HOW TO TRAIN YOUR DRAGON A sensitive Viking boy shocks his warrior tribe by suggesting that instead of slaying dragons, they should try to make the fiery wild beasts their allies.. (PG) 98 minutes
KICK-ASS The Mark Millar comic series about an average teenager with no powers or training who decides to become a superhero comes to the big screen in this action-comedy-adventure from Matthew Vaughn (Stardust; Layer Cake). Aaron Johnson, Chloe Moretz and Nicolas Cage star. (R) 117 minutes.
THE JONESES Filmmaker Derrick Borte takes on consumerism and its ruinous consequences. David Duchovny is extremely funny and Demi Moore sexy and driven as the heads of the coolest new family on the block with the coolest goodies that all their neighbors instantly covet. A shrewd satire. (R) 96 minutes. (★★★) Lisa Jensen
A NIGHTMARE ON ELM STREET The inimitable Jackie Earl Haley takes over the role of Freddy “Scissorhands” Kruger, invader of teenage nightmares, in this revamp of the veteran horror series from music video director Samuel Bayer. Kyle Gallner, Rooney Mara and Thomas Dekker co-star. (R) 102 minutes.

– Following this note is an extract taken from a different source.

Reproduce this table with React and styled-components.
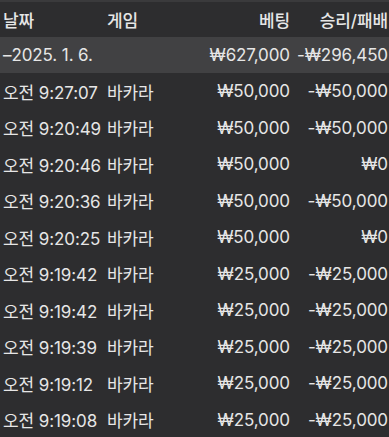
import React from "react";
import styled, { createGlobalStyle } from "styled-components";

const Global = createGlobalStyle`
  html, body { margin: 0; padding: 0; background: #2d2d2f; }
  body { font-family: "Inter", "Noto Sans CJK KR", sans-serif; }
`;

const Table = styled.div`
  width: 389px;
  height: 437px;
  overflow: hidden;
  background: #2d2d2f;
  color: #e6e6e6;
  border-top: 2px solid #3a3a3c;
  box-sizing: border-box;
`;

const Row = styled.div`
  display: grid;
  grid-template-columns: 104px 1fr 100px 98px;
  align-items: center;
  height: ${(p) => p.$h}px;
  padding: 0 1px 0 3px;
  background: ${(p) => (p.$band ? "#414143" : "transparent")};
  font-size: 17px;
  font-weight: ${(p) => (p.$head ? 500 : 400)};
  letter-spacing: -0.1px;
  white-space: nowrap;
`;

const Cell = styled.div`
  grid-column: ${(p) => p.$span || "auto"};
  text-align: ${(p) => (p.$right ? "right" : "left")};
`;

const rows = [
  ["오전 9:27:07", "₩50,000", "-₩50,000"],
  ["오전 9:20:49", "₩50,000", "-₩50,000"],
  ["오전 9:20:46", "₩50,000", "₩0"],
  ["오전 9:20:36", "₩50,000", "-₩50,000"],
  ["오전 9:20:25", "₩50,000", "₩0"],
  ["오전 9:19:42", "₩25,000", "-₩25,000"],
  ["오전 9:19:42", "₩25,000", "-₩25,000"],
  ["오전 9:19:39", "₩25,000", "-₩25,000"],
  ["오전 9:19:12", "₩25,000", "-₩25,000"],
  ["오전 9:19:08", "₩25,000", "-₩25,000"],
];

export default function App() {
  return (
    <>
      <Global />
      <Table>
        <Row $h={35} $head>
          <Cell>날짜</Cell>
          <Cell>게임</Cell>
          <Cell $right>베팅</Cell>
          <Cell $right>승리/패배</Cell>
        </Row>
        <Row $h={36} $band>
          <Cell $span="1 / 3">–2025. 1. 6.</Cell>
          <Cell $right>₩627,000</Cell>
          <Cell $right>-₩296,450</Cell>
        </Row>
        {rows.map((r, i) => (
          <Row key={i} $h={36.5}>
            <Cell>{r[0]}</Cell>
            <Cell>바카라</Cell>
            <Cell $right>{r[1]}</Cell>
            <Cell $right>{r[2]}</Cell>
          </Row>
        ))}
      </Table>
    </>
  );
}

OCEANS This second event in the new Disneynature series of eco-documentaries explores the infinite varieties of marine life from the Asian Sea to the oceans off South Africa and South America, from the tropical coral reefs of Australia, to the frozen waterways of Alaska, and the Arctic. It’s a marvelous journey into a rarely-seen inner space that can be just as alien, otherworldly, and weirdly beautiful as anything out of science fiction. Jacques Perrin (Winged Migration) and Jacques Cluzaud direct. (G) 100 minutes. (★★★) Lisa Jensen
THE SECRET IN THEIR EYES (EL SECRETO DE SUS OJOS) This Oscar-winner for 2010 Best Foreign Language film is a fascinating, unforgettable mystery that grabs you in the beginning and doesn’t let go—not so much because of its “thrills” but more because of the emotionally rich landscape filmmaker Juan Jose Campanella allowa us to move through with a rarely felt grace and dignity. There were times I simply forgot I was watching a movie. It’s a testament to superb storytelling if not a brutal reminder of how watered-down typicaly Hollywood films tend to be. But this isn’t “typically” and nor does it come from Hollywood. The Argentinean mystery-drama, based on the novel by Edouardo Sacheri, takes place in 1999 and revolves around a befuddled police detective who decides to reopen a savage murder case that took place in a Buenos Aires suburb back in 1974. He soon finds himself embroiled in a trail of conspiracy, cover-up and corruption. Take note of the beautiful nuanaces found in the acting of Ricardo Darin, Soledad Villamil and Pablo Rago. This is one film you’ll relish. In Spanish with English subtitles. (R) 127 minutes. (★★★★) Greg Archer
THE SECRET OF KELLS Irish animator Tomm Moore delves into his own Celtic heritage with a poetic story of a boy in a medieval monastery who helps to save the gorgeous 9th Century illuminated manuscript known to history as “The Book of Kells.” Moore uses hand-drawn cel animation to replicate the craftsmanship of medieval books. His often ravishing artwork is inspired by the intricate patterns, vivid colors, and decorative details of Celtic design, abetted by his own highly stylized figure dawing and fanciful sense of whimsy. 75 minutes. (★★★1/2) Lisa Jensen
A TOWN CALLED PANIC Surrealism is taken to entertaining new heights of silliness in this French retro stop-motion animation oddity from Stéphane Aubier and Vincent Patar. It’s populated by clay characters made to look like kids’ plastic playset figures and given amusing Gallic personalities. The hapless Cowboy and Indian live with Horse (he’s the brains of the outfit) next door to hot-headed Farmer and his animals. Strange aquatic creatures climb out of the pond at night and lead the others on a ridiculous adventure from the depths of the sea to the polar ice caps. It’s hard to sustain this so-called plot throughout, but there’s something hilarious going on in just about every frame. Absurdism of the most cheerfully nutty kind. (Not rated) 75 minutes. In French with English subtitles. (★★★) Lisa Jensen.
THE WARLORDS Warriors in ancient, feudal Qing Dynasty China battle endlessly for survival in this epic historical drama from co-directors Peter Chen and Wai Man Yip. Jet Li stars as an Imperial General battling to bring peace to his people, whatever the cost, who becomes blood brothers with a pair of provincial warriors who are drawn into epic events. The magnetic Sino-Japanese actor Takeshi Kaneshiro (House of Flying Daggers; Red Cliff) co-stars, along with genre veteran Andy Lau. (R) 126 minutes. In Mandarin with English subtitles.